Die Welt: Do these events still have an effect on you today?

Abdel-Samad: Yes. I was in psychiatric treatment for a week on my return to Germany. I could not deal with daily life, I had a major loss of confidence in everything. I thought the death threat was the worst thing you that could happen to you in Egypt. But I was wrong. The Egyptian government is losing control of the people and the people are losing control of themselves. The clergy sit there and deal with the question of whether the Prophet should be shown in a movie or not. This is a long way from reality. And someday someone will come along and say, I know where to go. This is how fascism works.

 

http://www.welt.de/politik/ausland/article126302616/Vor-einer-Schlacht-mit-apokalyptischer-Dimension.html

About Eeyore

Canadian artist and counter-jihad and freedom of speech activist as well as devout Schrödinger's catholic

5 Replies to ““Before a battle with apocalyptic dimensions””

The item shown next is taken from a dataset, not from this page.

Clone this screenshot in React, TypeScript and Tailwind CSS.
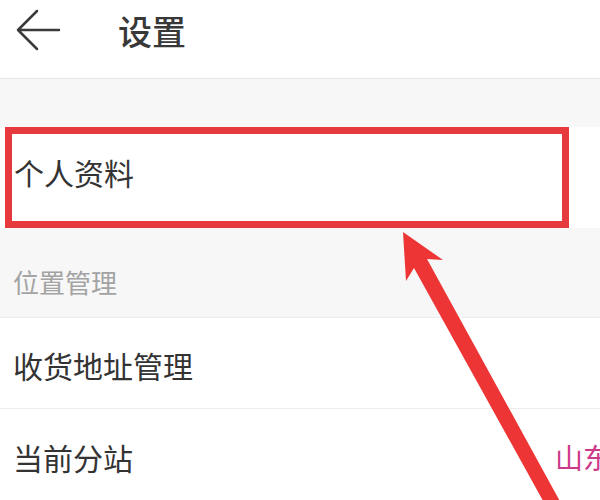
import React from 'react'

const font = { fontFamily: '"Noto Sans CJK SC", "Noto Sans", sans-serif' }

function Row({ label, right, divider = true }: { label: string; right?: string; divider?: boolean }) {
  return (
    <div
      className={`flex h-[91px] items-center justify-between bg-white pl-[13px] ${divider ? 'border-b border-[#ececec]' : ''}`}
    >
      <span className="mt-[4px] text-[30px] leading-none text-[#333]">{label}</span>
      {right && <span className="-mr-[20px] mt-[4px] w-[65px] overflow-hidden whitespace-nowrap text-[28px] leading-none text-[#cc3a8a]">{right}</span>}
    </div>
  )
}

export default function App() {
  return (
    <div className="relative h-[500px] w-[600px] overflow-hidden bg-[#f7f7f7]" style={font}>
      <div className="flex h-[79px] items-start border-b border-[#e6e6e6] bg-white pt-0">
        <svg width="60" height="60" viewBox="0 0 60 60" className="ml-[2px]">
          <path d="M57 30H16M16 30L35 11M16 30L35 49" fill="none" stroke="#3a3a3a" strokeWidth="2.5" strokeLinecap="round" />
        </svg>
        <span className="ml-[56px] mt-[14px] text-[34px] font-medium leading-none text-[#383838]">设置</span>
      </div>

      <div className="h-[48px]" />

      <div className="relative flex h-[101px] items-center bg-white pl-[14px]">
        <span className="-mt-[12px] text-[30px] leading-none text-[#333]">个人资料</span>
        <div className="absolute left-[5px] top-0 h-[101px] w-[564px] border-[7px] border-[#e63a3e]" />
      </div>

      <div className="flex h-[90px] items-center border-b border-[#ececec] pl-[13px] pt-[18px]">
        <span className="text-[26px] leading-none text-[#a3a3a3]">位置管理</span>
      </div>

      <Row label="收货地址管理" />
      <Row label="当前分站" right="山东省" divider={false} />

      <svg className="pointer-events-none absolute left-0 top-0" width="600" height="500" viewBox="0 0 600 500">
        <polygon
          points="403,232 443,260 427,259 562,505 547,508 414,268 406,281"
          fill="#ee3535"
        />
      </svg>
    </div>
  )
}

  1. Is this really happening? Looks like it is…

    Bid to bring forward GCSEs so Muslim pupils aren’t fasting for Ramadan while they take their exams (dailymail, Apr 5, 2014)
    http://www.dailymail.co.uk/news/article-2597832/Bid-bring-forward-GCSEs-Muslim-pupils-arent-fasting-Ramadan-exams.html

    “GCSE and A-level examinations could be brought forward for hundreds of thousands of pupils to avoid a clash with Ramadan under controversial proposals.

    Teachers and lecturers in England and Wales are pushing for the summer exam timetable to be altered to help Muslim students who will be fasting when they sit papers.

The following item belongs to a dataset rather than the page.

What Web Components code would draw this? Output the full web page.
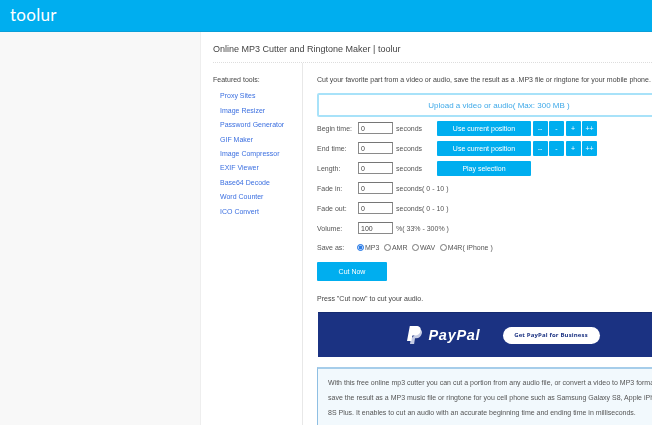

    School exam boards and universities are considering the radical shake-up from 2016, when the religious period of Ramadan clashes with the exam season….”

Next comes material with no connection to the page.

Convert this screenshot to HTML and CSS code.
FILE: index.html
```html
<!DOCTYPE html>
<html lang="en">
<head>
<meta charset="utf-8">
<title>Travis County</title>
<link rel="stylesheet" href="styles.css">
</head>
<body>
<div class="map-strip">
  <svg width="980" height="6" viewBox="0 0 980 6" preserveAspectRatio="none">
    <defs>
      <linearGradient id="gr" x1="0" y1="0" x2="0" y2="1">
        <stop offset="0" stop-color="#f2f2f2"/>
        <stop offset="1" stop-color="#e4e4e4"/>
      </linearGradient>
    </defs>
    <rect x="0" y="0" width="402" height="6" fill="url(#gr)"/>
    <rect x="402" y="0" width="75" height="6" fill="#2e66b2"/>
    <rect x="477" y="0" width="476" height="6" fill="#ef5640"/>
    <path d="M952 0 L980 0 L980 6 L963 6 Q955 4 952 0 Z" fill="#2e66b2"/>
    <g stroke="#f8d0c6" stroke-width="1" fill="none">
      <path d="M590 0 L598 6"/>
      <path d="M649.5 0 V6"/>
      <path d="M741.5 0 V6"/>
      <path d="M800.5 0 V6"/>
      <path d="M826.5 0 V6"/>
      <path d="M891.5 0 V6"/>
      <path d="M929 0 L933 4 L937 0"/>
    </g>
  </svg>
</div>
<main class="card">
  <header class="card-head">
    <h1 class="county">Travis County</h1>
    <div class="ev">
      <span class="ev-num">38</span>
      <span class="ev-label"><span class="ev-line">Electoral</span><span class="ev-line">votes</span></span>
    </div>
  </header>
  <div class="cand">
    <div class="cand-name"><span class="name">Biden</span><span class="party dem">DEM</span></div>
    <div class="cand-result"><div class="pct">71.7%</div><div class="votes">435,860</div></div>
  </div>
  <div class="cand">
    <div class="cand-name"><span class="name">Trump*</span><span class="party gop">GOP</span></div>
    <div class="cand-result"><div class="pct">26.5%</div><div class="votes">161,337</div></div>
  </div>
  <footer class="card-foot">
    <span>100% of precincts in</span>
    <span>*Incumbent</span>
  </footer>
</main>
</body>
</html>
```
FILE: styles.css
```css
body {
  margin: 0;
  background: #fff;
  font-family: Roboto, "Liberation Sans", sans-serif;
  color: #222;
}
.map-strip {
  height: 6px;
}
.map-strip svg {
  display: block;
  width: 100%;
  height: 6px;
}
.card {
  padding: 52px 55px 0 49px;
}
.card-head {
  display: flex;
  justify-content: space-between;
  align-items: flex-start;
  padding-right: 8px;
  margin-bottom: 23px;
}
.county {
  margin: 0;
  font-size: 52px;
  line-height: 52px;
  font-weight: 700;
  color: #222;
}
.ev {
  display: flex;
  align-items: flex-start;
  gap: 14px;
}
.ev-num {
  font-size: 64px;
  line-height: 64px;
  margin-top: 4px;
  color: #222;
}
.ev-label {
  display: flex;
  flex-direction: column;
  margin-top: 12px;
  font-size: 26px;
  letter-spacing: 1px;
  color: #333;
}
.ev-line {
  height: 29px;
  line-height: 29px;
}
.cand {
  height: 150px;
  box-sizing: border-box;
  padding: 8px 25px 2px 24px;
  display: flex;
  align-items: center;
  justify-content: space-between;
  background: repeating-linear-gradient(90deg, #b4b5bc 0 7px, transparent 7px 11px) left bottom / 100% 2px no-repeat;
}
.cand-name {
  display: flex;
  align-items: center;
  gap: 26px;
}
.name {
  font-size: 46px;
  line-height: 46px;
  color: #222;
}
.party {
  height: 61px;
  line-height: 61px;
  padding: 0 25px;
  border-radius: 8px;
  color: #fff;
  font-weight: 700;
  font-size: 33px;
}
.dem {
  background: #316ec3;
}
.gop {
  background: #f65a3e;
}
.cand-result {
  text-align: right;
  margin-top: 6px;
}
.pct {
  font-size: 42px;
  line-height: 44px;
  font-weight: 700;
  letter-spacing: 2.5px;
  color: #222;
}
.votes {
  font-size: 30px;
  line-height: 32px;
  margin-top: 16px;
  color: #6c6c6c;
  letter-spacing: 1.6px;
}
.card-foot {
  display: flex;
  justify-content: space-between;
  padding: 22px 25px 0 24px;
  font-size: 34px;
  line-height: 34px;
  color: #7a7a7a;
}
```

  2. “Abdel-Samad: Yes. That’s the only thing that motivated him to go into politics. He does not respect Man-made structures such as parliament and the judiciary because God laid down the law for him 1400 years ago. It just needs to be applied.

    Die Welt: That means that dialogue is not possible with these people …

    Abdel-Samad: … dialogue in this respect is a waste of time.”

    The only way out, is to prove the Koran is fake.
    That the God of knowing the future could no be so dumb.
    And that the God of the future does not write books. Period.
    Why? Go look it up in the original Hebrew.

  3. We may had this one already, however, it goes so nicely hand in hand with that latest dailymail piece.

    British Muslims with diabetes need more healthcare support during Ramadan (manchester, Jan 21, 2014)
    http://www.manchester.ac.uk/aboutus/news/display/?id=11410

    “The first study in the UK to explore the beliefs which influence the experience and practices of British Muslims’ diabetes management found tensions often exist between observing the important religious ritual in accordance with their faith and the competing need to manage their health.

    Lead author Dr Neesha Patel, from The University of Manchester, said the research – published in the Journal Health Expectations – showed British Muslims with diabetes would like support and advice from their GP on fasting safely, providing their GP was trained, emphatic and understood the significance of Ramadan for Muslims with diabetes.

    There are 3 million people in the UK with diabetes, and a further 850,000 who have undiagnosed Type 2. It is six times more common in the South Asian population and four times more common in the Bangladeshi and Pakistani groups than the general UK population. Recent figures suggest approximately 325,000 Muslims have diabetes in the UK.

    Short-term risks of fasting include poor diabetes control and dehydration. Longer-term risks include a reduced quality of life and increase in mortality.

    The research, funded by the National Institute for Health Research Collaboration for Leadership in Applied Health Research and Care Greater Manchester (NIHR CLAHRC GM), found many saw fasting during Ramadan as a religious duty which should be fulfilled by all Muslims in spite of living with diabetes….”

  4. Yucki you are right the herd of people is being culled of the stupid and gullible, unfortunately a lot of good people will be culled at the same time.